CHALLENGE
Using the entries that follow, state how many lines contain the word "React". The response is that number and nothing more.

GIVEN INFORMATION
════════════════

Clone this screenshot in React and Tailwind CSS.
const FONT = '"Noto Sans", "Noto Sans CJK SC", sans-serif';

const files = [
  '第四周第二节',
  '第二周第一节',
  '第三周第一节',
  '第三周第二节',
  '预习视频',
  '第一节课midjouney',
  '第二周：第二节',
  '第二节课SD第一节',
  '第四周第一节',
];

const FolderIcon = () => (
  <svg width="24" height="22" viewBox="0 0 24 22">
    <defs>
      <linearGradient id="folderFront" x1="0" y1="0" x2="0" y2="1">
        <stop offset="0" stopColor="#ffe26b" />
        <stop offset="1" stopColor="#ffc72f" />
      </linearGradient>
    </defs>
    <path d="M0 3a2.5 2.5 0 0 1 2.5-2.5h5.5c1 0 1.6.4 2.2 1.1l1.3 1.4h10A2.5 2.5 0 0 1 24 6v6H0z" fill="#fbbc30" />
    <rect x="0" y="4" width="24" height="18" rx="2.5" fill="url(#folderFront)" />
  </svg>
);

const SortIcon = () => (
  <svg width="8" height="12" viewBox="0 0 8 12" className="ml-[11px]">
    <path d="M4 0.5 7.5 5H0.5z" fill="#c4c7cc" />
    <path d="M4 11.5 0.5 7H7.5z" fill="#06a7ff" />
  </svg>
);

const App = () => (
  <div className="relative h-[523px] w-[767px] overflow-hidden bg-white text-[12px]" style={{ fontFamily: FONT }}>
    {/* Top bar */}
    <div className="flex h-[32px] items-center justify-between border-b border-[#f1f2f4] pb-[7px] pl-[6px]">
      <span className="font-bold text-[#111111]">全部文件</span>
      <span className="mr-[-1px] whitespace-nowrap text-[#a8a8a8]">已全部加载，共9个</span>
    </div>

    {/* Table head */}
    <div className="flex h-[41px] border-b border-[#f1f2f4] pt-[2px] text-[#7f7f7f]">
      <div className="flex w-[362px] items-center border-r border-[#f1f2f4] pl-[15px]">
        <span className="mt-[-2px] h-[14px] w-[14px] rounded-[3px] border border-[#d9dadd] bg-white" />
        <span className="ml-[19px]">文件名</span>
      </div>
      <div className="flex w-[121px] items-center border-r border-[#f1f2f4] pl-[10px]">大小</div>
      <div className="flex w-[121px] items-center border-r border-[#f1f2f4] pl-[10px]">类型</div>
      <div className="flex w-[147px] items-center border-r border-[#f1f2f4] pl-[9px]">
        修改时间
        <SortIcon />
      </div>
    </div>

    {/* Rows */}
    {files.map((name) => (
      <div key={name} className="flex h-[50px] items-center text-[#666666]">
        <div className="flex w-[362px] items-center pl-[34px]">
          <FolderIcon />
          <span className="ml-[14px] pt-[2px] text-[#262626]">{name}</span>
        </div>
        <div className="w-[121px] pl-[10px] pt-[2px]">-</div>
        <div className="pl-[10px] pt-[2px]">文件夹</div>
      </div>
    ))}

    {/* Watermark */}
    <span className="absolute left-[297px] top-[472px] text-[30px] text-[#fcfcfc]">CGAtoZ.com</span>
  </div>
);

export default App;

════════════════

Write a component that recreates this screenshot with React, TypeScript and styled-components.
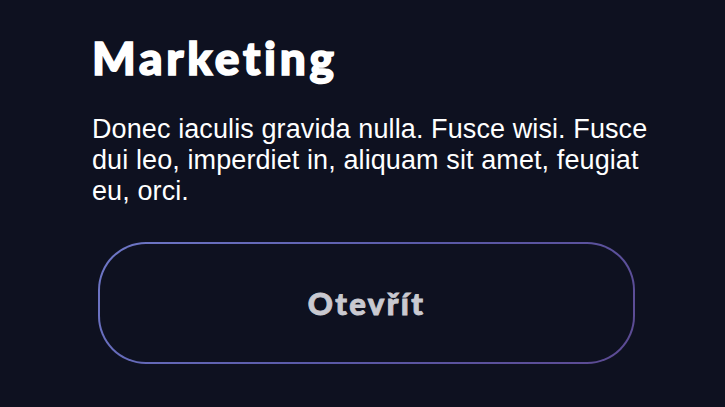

════════════════

SOLUTION
2